**Raw data:**
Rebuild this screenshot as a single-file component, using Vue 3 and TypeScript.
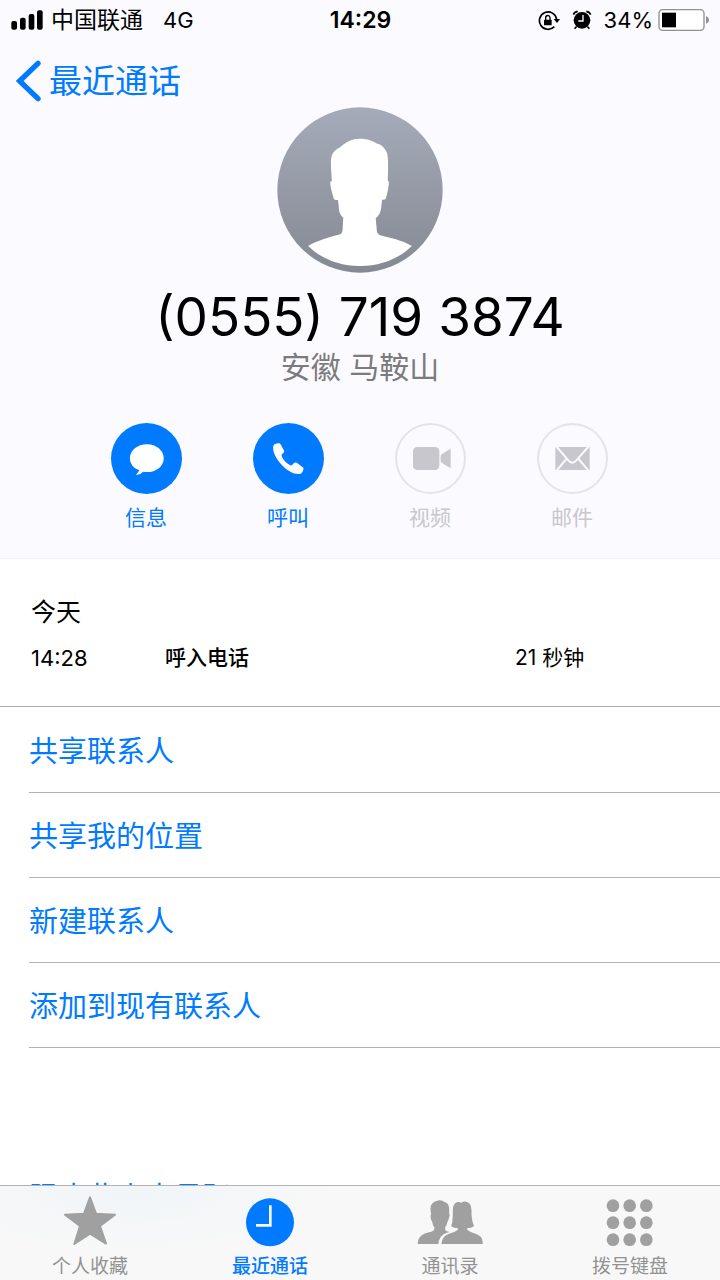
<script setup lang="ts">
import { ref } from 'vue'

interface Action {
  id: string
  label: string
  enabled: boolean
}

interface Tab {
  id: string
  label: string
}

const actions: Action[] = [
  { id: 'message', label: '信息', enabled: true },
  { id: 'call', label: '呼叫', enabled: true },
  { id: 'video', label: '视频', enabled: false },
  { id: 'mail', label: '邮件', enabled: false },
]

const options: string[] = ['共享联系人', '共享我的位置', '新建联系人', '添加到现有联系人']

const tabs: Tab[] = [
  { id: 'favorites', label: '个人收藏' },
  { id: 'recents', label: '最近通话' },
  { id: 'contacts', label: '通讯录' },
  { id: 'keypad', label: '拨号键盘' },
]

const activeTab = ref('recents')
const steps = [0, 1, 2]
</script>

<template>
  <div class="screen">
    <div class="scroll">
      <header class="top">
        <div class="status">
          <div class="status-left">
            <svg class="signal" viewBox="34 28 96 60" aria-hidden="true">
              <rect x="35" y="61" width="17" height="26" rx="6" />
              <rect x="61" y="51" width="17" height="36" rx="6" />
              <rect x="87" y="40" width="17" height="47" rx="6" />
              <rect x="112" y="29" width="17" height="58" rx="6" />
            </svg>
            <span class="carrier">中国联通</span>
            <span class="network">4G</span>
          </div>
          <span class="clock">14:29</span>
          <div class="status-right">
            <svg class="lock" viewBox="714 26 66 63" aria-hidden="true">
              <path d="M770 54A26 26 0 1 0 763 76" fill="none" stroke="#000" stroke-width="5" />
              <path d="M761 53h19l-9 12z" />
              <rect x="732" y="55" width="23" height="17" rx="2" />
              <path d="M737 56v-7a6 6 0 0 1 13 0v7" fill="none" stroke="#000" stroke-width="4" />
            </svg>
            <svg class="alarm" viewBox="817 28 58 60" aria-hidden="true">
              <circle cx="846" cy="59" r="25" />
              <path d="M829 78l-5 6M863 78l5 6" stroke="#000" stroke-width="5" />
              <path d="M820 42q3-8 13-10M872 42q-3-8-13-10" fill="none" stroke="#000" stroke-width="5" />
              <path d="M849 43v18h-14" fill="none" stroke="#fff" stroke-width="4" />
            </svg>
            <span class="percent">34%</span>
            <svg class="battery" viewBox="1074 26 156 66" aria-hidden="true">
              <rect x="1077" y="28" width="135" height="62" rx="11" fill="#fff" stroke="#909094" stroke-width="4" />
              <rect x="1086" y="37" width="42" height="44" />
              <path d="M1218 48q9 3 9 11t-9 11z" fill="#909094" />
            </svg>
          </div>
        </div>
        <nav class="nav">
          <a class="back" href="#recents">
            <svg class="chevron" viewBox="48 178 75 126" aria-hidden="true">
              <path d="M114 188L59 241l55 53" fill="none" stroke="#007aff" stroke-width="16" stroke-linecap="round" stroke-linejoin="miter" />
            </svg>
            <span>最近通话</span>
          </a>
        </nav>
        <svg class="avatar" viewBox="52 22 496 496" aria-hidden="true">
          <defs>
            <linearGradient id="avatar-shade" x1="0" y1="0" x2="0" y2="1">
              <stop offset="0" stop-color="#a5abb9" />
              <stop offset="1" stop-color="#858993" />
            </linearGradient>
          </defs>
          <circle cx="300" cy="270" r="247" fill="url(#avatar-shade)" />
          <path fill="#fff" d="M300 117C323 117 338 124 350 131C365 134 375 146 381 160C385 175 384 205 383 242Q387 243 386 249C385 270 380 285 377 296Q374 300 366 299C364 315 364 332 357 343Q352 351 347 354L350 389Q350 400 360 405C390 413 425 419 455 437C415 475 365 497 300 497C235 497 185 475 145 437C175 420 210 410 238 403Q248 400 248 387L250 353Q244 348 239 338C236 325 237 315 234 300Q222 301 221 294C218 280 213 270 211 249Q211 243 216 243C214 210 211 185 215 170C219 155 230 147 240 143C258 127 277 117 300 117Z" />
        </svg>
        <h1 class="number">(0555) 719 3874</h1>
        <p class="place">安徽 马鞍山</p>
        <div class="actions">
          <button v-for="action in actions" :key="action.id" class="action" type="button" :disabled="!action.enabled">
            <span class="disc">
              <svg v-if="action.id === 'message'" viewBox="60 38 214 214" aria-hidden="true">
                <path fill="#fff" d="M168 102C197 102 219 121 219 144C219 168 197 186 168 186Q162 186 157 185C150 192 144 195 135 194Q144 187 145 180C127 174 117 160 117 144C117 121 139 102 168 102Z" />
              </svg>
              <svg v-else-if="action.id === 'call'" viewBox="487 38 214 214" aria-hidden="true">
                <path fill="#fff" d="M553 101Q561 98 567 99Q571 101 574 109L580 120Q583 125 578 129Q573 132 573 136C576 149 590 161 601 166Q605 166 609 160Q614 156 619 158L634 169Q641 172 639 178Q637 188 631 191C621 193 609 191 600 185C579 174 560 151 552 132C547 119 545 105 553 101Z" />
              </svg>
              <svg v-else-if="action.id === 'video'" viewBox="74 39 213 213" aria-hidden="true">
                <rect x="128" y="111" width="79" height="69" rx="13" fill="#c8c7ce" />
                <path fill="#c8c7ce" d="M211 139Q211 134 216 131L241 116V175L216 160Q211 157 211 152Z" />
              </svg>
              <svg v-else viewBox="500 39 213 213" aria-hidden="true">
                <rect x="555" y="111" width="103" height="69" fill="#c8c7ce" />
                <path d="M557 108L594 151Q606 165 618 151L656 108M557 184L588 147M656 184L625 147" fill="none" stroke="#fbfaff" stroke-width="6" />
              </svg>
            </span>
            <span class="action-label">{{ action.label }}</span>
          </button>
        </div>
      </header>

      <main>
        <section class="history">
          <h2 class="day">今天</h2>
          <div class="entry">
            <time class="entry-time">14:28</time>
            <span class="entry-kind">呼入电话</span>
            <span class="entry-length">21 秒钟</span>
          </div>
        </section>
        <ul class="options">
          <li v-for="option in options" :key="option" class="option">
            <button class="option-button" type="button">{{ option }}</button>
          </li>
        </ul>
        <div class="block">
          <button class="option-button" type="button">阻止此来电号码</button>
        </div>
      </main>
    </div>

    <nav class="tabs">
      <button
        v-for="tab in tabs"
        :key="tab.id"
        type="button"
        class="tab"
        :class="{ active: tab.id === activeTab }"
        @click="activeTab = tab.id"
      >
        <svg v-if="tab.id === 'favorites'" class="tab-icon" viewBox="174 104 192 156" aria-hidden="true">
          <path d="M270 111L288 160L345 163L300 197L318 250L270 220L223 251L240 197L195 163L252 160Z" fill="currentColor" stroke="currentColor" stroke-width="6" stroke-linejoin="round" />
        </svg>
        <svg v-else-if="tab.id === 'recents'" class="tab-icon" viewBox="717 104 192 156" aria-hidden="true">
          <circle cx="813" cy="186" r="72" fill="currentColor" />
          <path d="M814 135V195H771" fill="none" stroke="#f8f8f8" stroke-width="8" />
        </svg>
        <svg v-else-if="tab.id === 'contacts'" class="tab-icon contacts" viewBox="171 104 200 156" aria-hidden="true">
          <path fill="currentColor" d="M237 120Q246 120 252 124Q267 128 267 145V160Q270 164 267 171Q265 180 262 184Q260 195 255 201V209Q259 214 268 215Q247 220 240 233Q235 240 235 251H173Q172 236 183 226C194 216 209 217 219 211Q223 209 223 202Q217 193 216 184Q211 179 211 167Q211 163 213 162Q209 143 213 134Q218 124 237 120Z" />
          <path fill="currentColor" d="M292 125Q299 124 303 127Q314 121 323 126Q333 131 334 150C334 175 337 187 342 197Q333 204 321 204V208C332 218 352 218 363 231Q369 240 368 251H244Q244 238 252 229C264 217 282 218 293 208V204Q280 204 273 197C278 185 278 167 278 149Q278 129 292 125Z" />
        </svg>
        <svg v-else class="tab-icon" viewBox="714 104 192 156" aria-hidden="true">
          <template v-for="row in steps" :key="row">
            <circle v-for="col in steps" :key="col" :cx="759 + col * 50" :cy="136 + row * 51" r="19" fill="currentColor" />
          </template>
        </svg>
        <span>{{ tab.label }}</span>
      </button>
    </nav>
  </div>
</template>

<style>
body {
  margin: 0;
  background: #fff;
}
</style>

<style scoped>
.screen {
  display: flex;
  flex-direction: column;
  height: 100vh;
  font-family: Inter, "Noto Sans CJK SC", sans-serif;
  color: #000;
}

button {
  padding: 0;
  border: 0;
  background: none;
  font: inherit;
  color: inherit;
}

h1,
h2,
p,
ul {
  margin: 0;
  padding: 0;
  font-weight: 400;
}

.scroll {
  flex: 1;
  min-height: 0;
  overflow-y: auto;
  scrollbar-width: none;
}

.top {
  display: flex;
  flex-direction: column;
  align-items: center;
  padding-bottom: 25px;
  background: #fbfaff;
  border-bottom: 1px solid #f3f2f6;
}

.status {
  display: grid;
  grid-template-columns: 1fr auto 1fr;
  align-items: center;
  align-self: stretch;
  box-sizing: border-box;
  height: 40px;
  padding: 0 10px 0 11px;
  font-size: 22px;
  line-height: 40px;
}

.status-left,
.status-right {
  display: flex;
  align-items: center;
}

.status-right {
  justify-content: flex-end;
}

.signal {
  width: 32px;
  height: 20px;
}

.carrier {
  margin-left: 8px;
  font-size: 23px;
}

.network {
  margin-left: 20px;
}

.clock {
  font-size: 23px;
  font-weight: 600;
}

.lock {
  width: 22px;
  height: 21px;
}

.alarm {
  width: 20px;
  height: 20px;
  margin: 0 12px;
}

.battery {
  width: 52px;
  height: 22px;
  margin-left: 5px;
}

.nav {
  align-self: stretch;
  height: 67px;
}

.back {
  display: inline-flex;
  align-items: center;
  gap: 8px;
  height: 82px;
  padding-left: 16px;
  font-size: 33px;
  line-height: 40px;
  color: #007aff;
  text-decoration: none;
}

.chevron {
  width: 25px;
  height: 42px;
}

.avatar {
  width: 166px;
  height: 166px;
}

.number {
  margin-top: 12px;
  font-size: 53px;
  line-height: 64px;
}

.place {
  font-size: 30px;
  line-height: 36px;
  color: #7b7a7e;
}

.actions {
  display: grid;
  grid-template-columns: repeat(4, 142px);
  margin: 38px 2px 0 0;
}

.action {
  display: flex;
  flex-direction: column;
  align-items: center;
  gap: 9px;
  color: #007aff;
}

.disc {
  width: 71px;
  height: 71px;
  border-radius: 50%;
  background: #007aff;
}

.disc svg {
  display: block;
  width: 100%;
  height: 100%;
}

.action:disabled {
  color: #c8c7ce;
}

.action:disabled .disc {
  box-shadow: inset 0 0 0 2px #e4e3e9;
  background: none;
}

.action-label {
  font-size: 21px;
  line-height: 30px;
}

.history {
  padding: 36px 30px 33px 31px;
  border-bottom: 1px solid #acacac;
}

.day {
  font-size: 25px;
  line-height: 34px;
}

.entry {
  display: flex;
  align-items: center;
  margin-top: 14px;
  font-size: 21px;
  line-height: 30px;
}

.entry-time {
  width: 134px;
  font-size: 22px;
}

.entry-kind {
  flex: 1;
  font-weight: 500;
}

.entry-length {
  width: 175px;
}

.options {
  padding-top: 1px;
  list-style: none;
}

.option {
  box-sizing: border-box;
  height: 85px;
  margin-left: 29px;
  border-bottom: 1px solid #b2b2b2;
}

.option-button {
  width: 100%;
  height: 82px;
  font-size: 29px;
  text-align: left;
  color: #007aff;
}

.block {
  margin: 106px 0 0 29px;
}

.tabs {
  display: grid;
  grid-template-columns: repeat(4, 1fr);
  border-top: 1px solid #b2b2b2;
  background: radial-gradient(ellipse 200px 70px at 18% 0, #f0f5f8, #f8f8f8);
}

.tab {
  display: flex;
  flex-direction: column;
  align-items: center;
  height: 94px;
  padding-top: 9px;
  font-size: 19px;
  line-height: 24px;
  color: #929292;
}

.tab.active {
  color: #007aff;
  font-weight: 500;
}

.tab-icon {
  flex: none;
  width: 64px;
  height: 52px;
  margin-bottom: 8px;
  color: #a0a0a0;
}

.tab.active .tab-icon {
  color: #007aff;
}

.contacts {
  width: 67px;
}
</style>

**Aim:**
Leave out any pictures and return exactly the lines from the beginning of the data through the line with "const options: string[]", inclusive.

**Solution:**
Rebuild this screenshot as a single-file component, using Vue 3 and TypeScript.
<script setup lang="ts">
import { ref } from 'vue'

interface Action {
  id: string
  label: string
  enabled: boolean
}

interface Tab {
  id: string
  label: string
}

const actions: Action[] = [
  { id: 'message', label: '信息', enabled: true },
  { id: 'call', label: '呼叫', enabled: true },
  { id: 'video', label: '视频', enabled: false },
  { id: 'mail', label: '邮件', enabled: false },
]

const options: string[] = ['共享联系人', '共享我的位置', '新建联系人', '添加到现有联系人']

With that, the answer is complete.